Maybe because she cared, which meant she always had time for others, never gossiped (that was a disappointment for me), and dwelled only on the positive. Optimism ruled in her house.
When asked how she managed to live so long, Gaga flashed a cheeky smile and answered: “Every day I eat ten golden raisins soaked in cheap gin," always a head-turner of an answer.
They became a staple on the kitchen counter, her gamy panacea languishing in a steadily diminishing film of cheap gin, which she offered to guests with glee.
Since Gaga never drank, her forays into the local liquor stores became legend. One owner rebuffed her, answering with a huff, “Lady, we don’t sell cheap gin.”
If Gaga’s fads waxed and waned, three lifelong passions endured: tennis, knitting and bridge. Tennis was her baby.
Each summer during the Legg Mason Tennis Classic she spent hours watching the matches, all the while knitting countless colorful scarves and hats and staying so long that the staff offered to put her up for the night.
Gaga’s knitting needles rarely stopped and she handed out her creations like calling cards. Eventually they adorned family members and most friends, as well as disadvantaged mothers and babies at the Christ Child Society.
She was a fixture on the tennis courts at Columbia Country Club, in Bethesda, until she was 98 when an old injury sidelined her. She even had a club tournament named after her. Why not, who else was out there hitting balls at that age.
As her partners began to drop out, mostly from old age, Gaga simply picked up her racquet and joined a younger crowd, badgering them to allow her a double bounce. They would have none of it.
If it was too cold to play tennis, she moved indoors at Columbia to join her bridge pals. Gaga played for over 40 years and at 102, as her health waned, we judged its ebb and flow by her card-playing ability. If she could out-deal us in double solitaire, she was back in the game.
EARLIER ON, as Gaga began to slow down, I thought she should speed up, believing in the value of exercise, and so suggested walks.
It was usually during that quiet time after dinner, when the lights in her neighbors’ homes glowed around us, that we strolled into her world of memories. She and her husband raised their four children in a house across the street from Bethesda’s Edgemoor Club, where they played tennis. Once the boys began to play tournaments, referees prayed that Gaga, who was known for stopping the match and taking her boys home for lunch, would be busy elsewhere.
Eventually, as the walks grew slower, the moments grew richer and I wanted to hold on to them for my mental scrapbook. It was those moments and the ones we spent alone together that will always remain my most treasured.
I can still picture us playing cards or watching TV, her needles clicking away until she, or we, fell asleep. If we stayed awake, we’d dig into the myriad boxes of chocolate that always remained within an arm’s reach of her recliner and talk of old times, which usually meant her memorable tennis matches. One stood out.
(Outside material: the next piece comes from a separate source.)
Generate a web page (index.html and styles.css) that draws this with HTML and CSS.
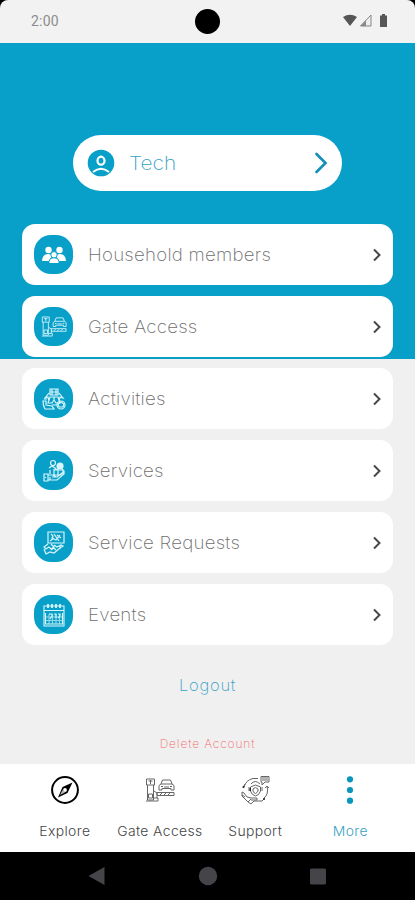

It was a scorching summer the year Margaret, then 96, played a mixed doubles tennis exhibition during the Legg Mason tournament — one of those pro/am matches meant to highlight someone famous. It was her dream day.
During the warm up, her partner, a wiry 89-year-old chap ran around the court and tried a few jumping jack tricks in the heat. He looked at Gaga the way a potential buyer looks at an old carthorse that had seen better days. She stared back, undaunted.
No slouch when it came to shrewd tennis strategy, Gaga let her partner burn up the court during the match. The faster he ran; the slower she moved and she gamely returned the shots that came her way.
Then, it was over. Her partner collapsed on the court leaving Gaga standing over him calling for help. As they carried him off, she gave the crowd a championship wave and trotted to the net to shake hands for the both of them.
I could go on and on about Gaga, about her indomitable spirit and her devotion to daily mass at Our Lady of Lourdes Catholic Church; her love of children who followed her like puppies, about the time she drenched some teenagers stealing her flag by throwing a bucket of water from her upstairs window and about her never-ending zest. She was beautiful in that timeless way because of the life she led. Gaga was my mother-in-law, my mentor and my best friend.